Die letzte Strophe beginnt mit einer Interjektion „Ach“ (V. 13), welche die darauffolgende Aussage „vergeblich das Fahren!“ (V. 13) nochmal dramatisiert und eine warnende Lehre daraus macht. Die Ellipse „vergeblich das Fahren“ (V. 13) mit der Apostrophe „!“ (V. 13), legt die Konzentration des Satzes auf das „Fahren“ (V. 13), welches nun den Fokus behält und damit die Wichtigkeit dieser Warnung ausdrückt. Im Vers vierzehn finden wir eine Inversion „Spät erst erfahren Sie sich:“ (V. 14) setzt den Fokus auf die wesentliche Aussage des „Später[en]“ (V. 14) Zeitpunktes, welcher eine Metapher für die Weisheit im Alter ist. Der „:“ (V. 14) weist darauf hin, dass nun die Antwort auf die Ich-Findung, welche der Autor erfahren hat, erläutert wird. Darauf folgt mit der Häufung von „bleiben und […] bewahren“ (V. 15) eine Verstärkung auf die Kernaussage, welche auch rhythmisch nochmals verstärkt wird, damit diese einprägsam bleibt. Das „sich umgrenzende Ich“ (V. 16) ist die Kernaussage und steht für alles, was im Inneren passiert. Die Pointe ist hier auch der Wendepunkt, da man nicht reisen müsse, um den Sinn des Lebens zu verstehen, sondern nur in sich selbst mehr hinein sehen.

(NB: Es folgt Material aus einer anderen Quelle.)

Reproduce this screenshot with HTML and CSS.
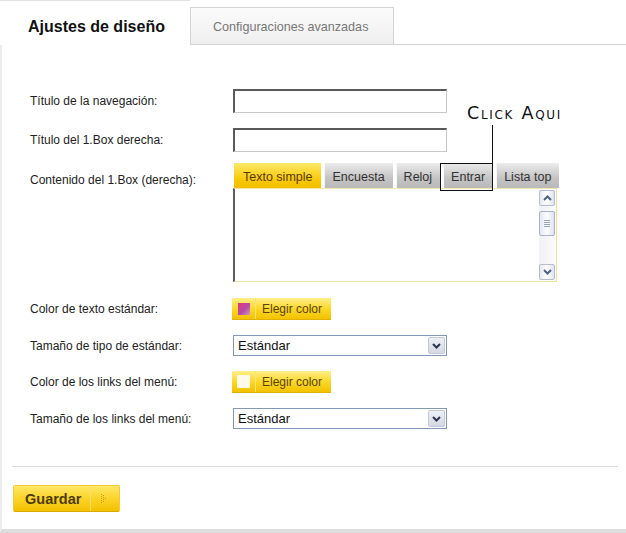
FILE: index.html
```html
<!DOCTYPE html>
<html lang="es">
<head>
<meta charset="UTF-8">
<title>Ajustes de diseño</title>
<link rel="stylesheet" href="styles.css">
</head>
<body>
<div class="panel">
    <div class="panel-tabs">
        <div class="panel-tab active">Ajustes de diseño</div>
        <div class="panel-tab">Configuraciones avanzadas</div>
        <div class="panel-tabs-rest"></div>
    </div>

    <div class="form">
        <div class="row row-text">
            <label class="row-label">Título de la navegación:</label>
            <input class="text-input" type="text">
        </div>
        <div class="row row-text2">
            <label class="row-label">Título del 1.Box derecha:</label>
            <input class="text-input" type="text">
        </div>
        <div class="row row-box">
            <label class="row-label box-label">Contenido del 1.Box (derecha):</label>
            <div class="box-field">
                <div class="box-tabs">
                    <span class="box-tab on">Texto simple</span>
                    <span class="box-tab">Encuesta</span>
                    <span class="box-tab">Reloj</span>
                    <span class="box-tab">Entrar</span>
                    <span class="box-tab">Lista top</span>
                </div>
                <div class="box-body">
                    <div class="box-area"></div>
                    <div class="scroll">
                        <div class="scroll-btn">
                            <svg width="9" height="6" viewBox="0 0 9 6"><path d="M1 5 L4.5 1.5 L8 5" fill="none" stroke="#4d6185" stroke-width="2"/></svg>
                        </div>
                        <div class="scroll-thumb">
                            <span></span><span></span><span></span><span></span>
                        </div>
                        <div class="scroll-track"></div>
                        <div class="scroll-btn">
                            <svg width="9" height="6" viewBox="0 0 9 6"><path d="M1 1 L4.5 4.5 L8 1" fill="none" stroke="#4d6185" stroke-width="2"/></svg>
                        </div>
                    </div>
                </div>
                <div class="hint-text">Click Aqui</div>
                <div class="hint-line"></div>
                <div class="hint-box"></div>
            </div>
        </div>
        <div class="row row-short">
            <label class="row-label">Color de texto estándar:</label>
            <button class="color-btn"><span class="swatch-cell"><span class="swatch pink"></span></span><span class="color-btn-text">Elegir color</span></button>
        </div>
        <div class="row row-short">
            <label class="row-label">Tamaño de tipo de estándar:</label>
            <div class="select-box"><span class="select-text">Estándar</span><span class="select-arrow"><svg width="9" height="6" viewBox="0 0 9 6"><path d="M1 1 L4.5 4.5 L8 1" fill="none" stroke="#2b3550" stroke-width="2"/></svg></span></div>
        </div>
        <div class="row row-short">
            <label class="row-label">Color de los links del menú:</label>
            <button class="color-btn"><span class="swatch-cell"><span class="swatch white"></span></span><span class="color-btn-text">Elegir color</span></button>
        </div>
        <div class="row">
            <label class="row-label">Tamaño de los links del menú:</label>
            <div class="select-box"><span class="select-text">Estándar</span><span class="select-arrow"><svg width="9" height="6" viewBox="0 0 9 6"><path d="M1 1 L4.5 4.5 L8 1" fill="none" stroke="#2b3550" stroke-width="2"/></svg></span></div>
        </div>
    </div>

    <div class="form-foot">
        <button class="save-btn"><span class="save-text">Guardar</span><span class="save-arrow"><svg width="6" height="9" viewBox="0 0 6 9"><g fill="#c99a00"><rect x="0" y="0" width="1" height="1"/><rect x="0" y="2" width="1" height="1"/><rect x="0" y="4" width="1" height="1"/><rect x="0" y="6" width="1" height="1"/><rect x="0" y="8" width="1" height="1"/><rect x="2" y="1" width="1" height="1"/><rect x="2" y="3" width="1" height="1"/><rect x="2" y="5" width="1" height="1"/><rect x="2" y="7" width="1" height="1"/><rect x="4" y="4" width="1" height="1"/></g></svg></span></button>
    </div>
</div>
</body>
</html>
```

FILE: styles.css
```css
body {
    margin: 0;
    padding: 0;
    background: #fff;
    font-family: "Liberation Sans", Arial, sans-serif;
    color: #222;
}
.panel {
    width: 626px;
    height: 533px;
    box-sizing: border-box;
    border-left: 2px solid #ececec;
    border-bottom: 4px solid #dedede;
    position: relative;
}
.panel-tabs {
    display: flex;
    height: 45px;
    margin-left: -2px;
}
.panel-tab {
    box-sizing: border-box;
    width: 204px;
    height: 38px;
    margin-top: 7px;
    border: 1px solid #d4d4d4;
    background: linear-gradient(#fbfbfb, #efefef);
    font-size: 12.6px;
    color: #777;
    padding: 12px 0 0 22px;
}
.panel-tab.active {
    width: 190px;
    height: 45px;
    margin-top: 0;
    border: none;
    border-top: 1px solid #e2e2e2;
    background: #fff;
    font-size: 16px;
    font-weight: bold;
    color: #111;
    padding: 17px 0 0 28px;
}
.panel-tabs-rest {
    flex: 1;
    border-bottom: 1px solid #d0d0d0;
    height: 44px;
}
.form {
    padding: 44px 0 0 28px;
    font-size: 12px;
}
.row {
    display: flex;
    align-items: center;
}
.row-text {
    margin-bottom: 15px;
}
.row-text2 {
    margin-bottom: 11px;
}
.row-box {
    align-items: flex-start;
    margin-bottom: 16px;
}
.row-short {
    margin-bottom: 15px;
}
.row-label {
    width: 203px;
    flex-shrink: 0;
    color: #222;
}
.box-label {
    padding-top: 10px;
}
.text-input {
    box-sizing: border-box;
    width: 214px;
    height: 24px;
    margin: 0;
    border: 1px solid #c8c8c8;
    border-top: 2px solid #5a5a5a;
    border-left: 2px solid #5a5a5a;
    background: #fff;
}
.box-field {
    position: relative;
    width: 324px;
}
.box-tabs {
    display: flex;
    gap: 3px;
    height: 25px;
    padding-left: 1px;
}
.box-tab {
    display: flex;
    align-items: center;
    flex-shrink: 0;
    white-space: nowrap;
    padding: 2px 8px 0 8px;
    font-size: 12.5px;
    color: #333;
    background: linear-gradient(#ececec, #c4c4c4 60%, #b9b9b9);
    box-shadow: inset 1px 0 0 #f6f6f6;
}
.box-tab.on {
    background: linear-gradient(#ffe86a, #f7c800 70%, #f2bd00);
    box-shadow: none;
    color: #5a3b00;
    padding: 2px 9px 0 9px;
}
.box-body {
    box-sizing: border-box;
    display: flex;
    height: 94px;
    border: 1px solid #efe19a;
    border-left: 2px solid #5c5c5c;
    border-top: 1px solid #f4e7a8;
    padding: 1px 1px 1px 0;
}
.box-area {
    flex: 1;
}
.scroll {
    width: 16px;
    display: flex;
    flex-direction: column;
    background: linear-gradient(90deg, #f0f1f6, #fbfbfd);
}
.scroll-btn {
    box-sizing: border-box;
    height: 16px;
    display: flex;
    align-items: center;
    justify-content: center;
    border: 1px solid #b6bdd0;
    border-radius: 2px;
    background: linear-gradient(90deg, #e6e9f2, #ffffff 50%, #dfe3ee);
}
.scroll-thumb {
    box-sizing: border-box;
    height: 25px;
    margin-top: 5px;
    display: flex;
    flex-direction: column;
    align-items: center;
    justify-content: center;
    gap: 1px;
    border: 1px solid #aab3c8;
    border-radius: 2px;
    background: linear-gradient(90deg, #e3e7f1, #fdfdff 50%, #dde2ed);
}
.scroll-thumb span {
    width: 6px;
    height: 1px;
    background: #9aa3b8;
}
.scroll-track {
    flex: 1;
}
.hint-text {
    position: absolute;
    left: 234px;
    top: -60px;
    font-family: "DejaVu Sans", sans-serif;
    font-variant: small-caps;
    font-size: 17.5px;
    letter-spacing: 1.7px;
    color: #111;
    white-space: nowrap;
}
.hint-line {
    position: absolute;
    left: 259px;
    top: -38px;
    width: 1px;
    height: 38px;
    background: #111;
}
.hint-box {
    position: absolute;
    left: 207px;
    top: 0;
    width: 53px;
    height: 28px;
    border: 1px solid #111;
    box-sizing: border-box;
}
.color-btn {
    box-sizing: border-box;
    display: flex;
    align-items: stretch;
    width: 99px;
    height: 22px;
    margin-left: -1px;
    padding: 0;
    border: none;
    border-bottom: 1px solid #e0b200;
    background: linear-gradient(#ffef8a, #fbd82a 50%, #f2c200);
    font-family: inherit;
    cursor: pointer;
}
.swatch-cell {
    width: 23px;
    display: flex;
    align-items: center;
    justify-content: center;
    border-right: 1px solid #f8e27a;
}
.swatch {
    width: 12px;
    height: 12px;
}
.swatch.pink {
    background: linear-gradient(135deg, #e8347a, #b44aa8 55%, #d49ab8);
}
.swatch.white {
    width: 13px;
    height: 13px;
    background: #fffbe8;
    border-radius: 1px;
}
.color-btn-text {
    display: flex;
    align-items: center;
    padding-left: 6px;
    font-size: 12px;
    color: #5a4300;
}
.select-box {
    box-sizing: border-box;
    display: flex;
    align-items: center;
    justify-content: space-between;
    width: 214px;
    height: 21px;
    border: 1px solid #8298b6;
    background: #fff;
    padding: 0 1px 0 4px;
}
.select-text {
    font-size: 13px;
    color: #111;
}
.select-arrow {
    box-sizing: border-box;
    width: 17px;
    height: 17px;
    display: flex;
    align-items: center;
    justify-content: center;
    border: 1px solid #c3c9d8;
    border-radius: 2px;
    background: linear-gradient(#eef0f6, #d4d8e4);
}
.form-foot {
    margin: 37px 8px 0 10px;
    border-top: 1px solid #dcdcdc;
    padding: 18px 0 0 1px;
}
.save-btn {
    box-sizing: border-box;
    display: flex;
    align-items: stretch;
    width: 107px;
    height: 27px;
    padding: 0;
    border: 1px solid #f0cc30;
    border-bottom-color: #d9aa00;
    border-radius: 2px;
    background: linear-gradient(#ffe766, #fbd42a 50%, #f3c100);
    font-family: inherit;
    cursor: pointer;
}
.save-text {
    display: flex;
    align-items: center;
    width: 77px;
    padding-left: 11px;
    box-sizing: border-box;
    font-size: 14.5px;
    font-weight: bold;
    color: #4d3b06;
    border-right: 1px solid #f8df6a;
}
.save-arrow {
    flex: 1;
    display: flex;
    align-items: center;
    padding-left: 10px;
}
```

Abschließend lässt sich eine lehrreiche Aussage aus dem Gedicht von Gottfried Benn herausziehen, nämlich, dass der Mensch nicht die ganze Welt bereisen muss, um sich Selbst zu finden, sondern nur in sein Inneres gehen muss, um den Seelenfrieden zu gewinnen. Obwohl Albert Camus, ein bekannter Philosoph, sagte „Das Reisen führt uns zu uns zurück“, sagt dieses Werk, dass eine Reise in noch so verschiedenen und weit weg liegenden Städten nicht verhelfe, um sich Selbst zu finden. Somit hat Gottfried Benn mit seinem Gedicht ein Werk geschaffen, welches Jedem eine Lehre sein kann, denn wir alle suchen den Sinn des Lebens und versuchen uns Selbst zu finden. Dabei gibt es immer noch viele Personen, welche aus diesem Grund die ganze Welt sehen wollen, weil sie meinen, nur so werden sie zufrieden. Doch dies stimmt nicht, der Schlüssel des Glücks liegt in uns selbst. Wir müssen nur auf unser Inneres hören, um ihn zu finden.